Cleaning up and combining data, a dataset for practice

March 11, 2018
By

(This article was first published on Clean Code, and kindly contributed to R-bloggers)

tldr: I created an open dataset for the explicit practice of data munging.
Feel free to use it in assignments,
but do mention where you got it from (CC-by-4.0). Also unicorns are awesome.

Find the dataset at: https://github.com/RMHogervorst/unicorns_on_unicycles

Data munging / cleaning / engineering

At work I was working with a two excel files that were slightly different but
could be combined into 1 dataset. This is very typical for day to day cleaning
operations that analysts and data scientists do (statisticians too).
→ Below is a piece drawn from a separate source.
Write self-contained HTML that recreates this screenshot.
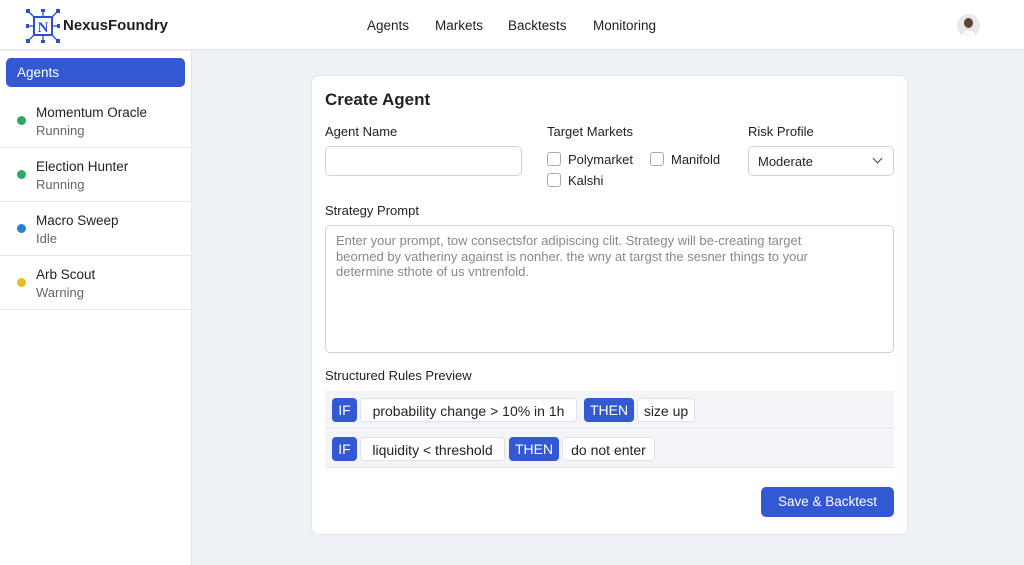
<!DOCTYPE html>
<html><head><style>
*{box-sizing:border-box;margin:0;padding:0}
body{width:1024px;height:565px;overflow:hidden;font-family:"Liberation Sans",sans-serif;background:#eef1f5;color:#1f2328;position:relative}
.top{position:absolute;left:0;top:0;width:1024px;height:50px;background:#fff;border-bottom:1px solid #e2e5ea}
.logo{position:absolute;left:26px;top:9px}
.brand{position:absolute;left:63px;top:17px;font-size:15px;font-weight:600;color:#1c1f24}
.nav{position:absolute;top:18px;font-size:13.5px;color:#222}
.av{position:absolute;left:957px;top:14px;width:23px;height:23px;border-radius:50%;background:#e8e8e8;overflow:hidden}
.side{position:absolute;left:0;top:51px;width:192px;height:514px;background:#fff;border-right:1px solid #e2e5ea}
.act{position:absolute;left:6px;top:7px;width:179px;height:29px;background:#3358d4;border-radius:5px;color:#fff;font-size:13.5px;padding:7px 11px}
.it{position:absolute;left:0;width:191px;height:54px;border-bottom:1px solid #e3e6ea}
.it .d{position:absolute;left:17px;top:22px;width:9px;height:9px;border-radius:50%}
.it .n{position:absolute;left:36px;top:11px;font-size:13.5px;color:#222}
.it .s{position:absolute;left:36px;top:29px;font-size:13px;color:#666}
.card{position:absolute;left:311px;top:75px;width:597px;height:460px;background:#fff;border:1px solid #e2e5ea;border-radius:8px}
.a{position:absolute}
.lbl{font-size:13px;color:#222}
.inp{border:1px solid #cfd3d9;border-radius:5px;background:#fff}
.cb{width:14px;height:14px;border:1px solid #aaa;border-radius:3px;background:#fff}
.row{position:absolute;left:325px;width:569px;height:38px;background:#f2f4f7;border-bottom:1px solid #e3e6ea}
.tag{position:absolute;top:7px;height:24px;font-size:14px;padding:4px 0;border-radius:4px;text-align:center;white-space:nowrap}
.b{background:#3358d4;color:#fff}
.w{background:#fff;border:1px solid #dfe2e6;color:#222}
</style></head><body>
<div class="top">
<svg class="logo" width="34" height="34" viewBox="0 0 34 34" fill="#2f4fd0" stroke="#2f4fd0">
<rect x="8" y="8" width="18" height="18" fill="none" stroke-width="2"/>
<text x="17" y="23" text-anchor="middle" font-size="15" font-weight="bold" stroke="none" font-family="Liberation Serif">N</text>
<g stroke-width="1.3"><line x1="8" y1="8" x2="2" y2="2"/><line x1="26" y1="8" x2="32" y2="2"/><line x1="8" y1="26" x2="2" y2="32"/><line x1="26" y1="26" x2="32" y2="32"/><line x1="17" y1="8" x2="17" y2="1"/><line x1="17" y1="26" x2="17" y2="33"/><line x1="8" y1="17" x2="1" y2="17"/><line x1="26" y1="17" x2="33" y2="17"/></g>
<g stroke="none"><rect x="0" y="0" width="4" height="4"/><rect x="30" y="0" width="4" height="4"/><rect x="0" y="30" width="4" height="4"/><rect x="30" y="30" width="4" height="4"/><rect x="15" y="0" width="4" height="3"/><rect x="15" y="31" width="4" height="3"/><rect x="0" y="15" width="3" height="4"/><rect x="31" y="15" width="3" height="4"/></g>
</svg>
<div class="brand">NexusFoundry</div>
<div class="nav" style="left:367px">Agents</div>
<div class="nav" style="left:435px">Markets</div>
<div class="nav" style="left:508px">Backtests</div>
<div class="nav" style="left:593px">Monitoring</div>
<div class="av"><div style="position:absolute;left:7px;top:4px;width:9px;height:10px;border-radius:50%;background:#5a4236"></div><div style="position:absolute;left:4px;top:15px;width:15px;height:10px;border-radius:6px 6px 0 0;background:#fafafa;border:1px solid #ddd"></div></div>
</div>
<div class="side">
<div class="act">Agents</div>
<div class="it" style="top:43px"><div class="d" style="background:#2fa866"></div><div class="n">Momentum Oracle</div><div class="s">Running</div></div>
<div class="it" style="top:97px"><div class="d" style="background:#2fa866"></div><div class="n">Election Hunter</div><div class="s">Running</div></div>
<div class="it" style="top:151px"><div class="d" style="background:#2a7fd4"></div><div class="n">Macro Sweep</div><div class="s">Idle</div></div>
<div class="it" style="top:205px"><div class="d" style="background:#e8bb1e"></div><div class="n">Arb Scout</div><div class="s">Warning</div></div>
</div>
<div class="card"></div>
<div class="a" style="left:325px;top:90px;font-size:17px;font-weight:600">Create Agent</div>
<div class="a lbl" style="left:325px;top:124px">Agent Name</div>
<div class="a inp" style="left:325px;top:146px;width:197px;height:30px"></div>
<div class="a lbl" style="left:547px;top:124px">Target Markets</div>
<div class="a cb" style="left:547px;top:152px"></div><div class="a lbl" style="left:568px;top:152px">Polymarket</div>
<div class="a cb" style="left:650px;top:152px"></div><div class="a lbl" style="left:671px;top:152px">Manifold</div>
<div class="a cb" style="left:547px;top:173px"></div><div class="a lbl" style="left:568px;top:173px">Kalshi</div>
<div class="a lbl" style="left:748px;top:124px">Risk Profile</div>
<div class="a inp" style="left:748px;top:146px;width:146px;height:30px;font-size:13px;padding:7px 9px">Moderate<span style="position:absolute;right:12px;top:8px;width:7px;height:7px;border-right:1.3px solid #444;border-bottom:1.3px solid #444;transform:rotate(45deg)"></span></div>
<div class="a lbl" style="left:325px;top:203px">Strategy Prompt</div>
<div class="a inp" style="left:325px;top:225px;width:569px;height:128px;padding:7px 60px 7px 10px;font-size:13px;color:#888;line-height:15.5px">Enter your prompt, tow consectsfor adipiscing clit. Strategy will be-creating target beorned by vatheriny against is nonher. the wny at targst the sesner things to your determine sthote of us vntrenfold.</div>
<div class="a lbl" style="left:325px;top:368px">Structured Rules Preview</div>
<div class="row" style="top:391px"><div class="tag b" style="left:7px;width:25px">IF</div><div class="tag w" style="left:35px;width:217px">probability change &gt; 10% in 1h</div><div class="tag b" style="left:259px;width:50px">THEN</div><div class="tag w" style="left:312px;width:58px">size up</div></div>
<div class="row" style="top:430px"><div class="tag b" style="left:7px;width:25px">IF</div><div class="tag w" style="left:35px;width:145px">liquidity &lt; threshold</div><div class="tag b" style="left:184px;width:50px">THEN</div><div class="tag w" style="left:237px;width:93px">do not enter</div></div>
<div class="a" style="left:761px;top:487px;width:133px;height:30px;background:#3358d4;border-radius:5px;color:#fff;font-size:13.5px;text-align:center;padding-top:7px">Save &amp; Backtest</div>
</body></html>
I realized cleaning, joining and enriching is something that statistics classes
just take for granted. But if a student only works with perfectly prepared
data, they are unable to work with real world data. Because the real world is
someone handing you an excel file with weird values and beautiful colors, that
you cannot use in your work. Or it is a webscraping exercise where some of the
pages are missing and people can’t seem to spell right. Some people say 80% of
a data scientists work is cleaning data, so let us teach students how to do that
effectively. I made this dataset in R, but it does not really matter what tool
you use to read and clean this set.

What is the dataset about?

All good datasets have a story, this dataset is thought to have been recorded by
an amateur scientist, a natural philosopher by the name of Rudolphus
in the 17th century in The Netherlands. This scientist
recorded the annual population of unicorns in western Europe over a century and also recorded
the sales of unicycles in that same time period. Although not much of the
accompanying text remains of
the original documents, what we can read is the tables and the idea that
Rudolphus thought there was some sort of relationship between uncorns and
unicycle sales.

what kind of tasks would a student have to do?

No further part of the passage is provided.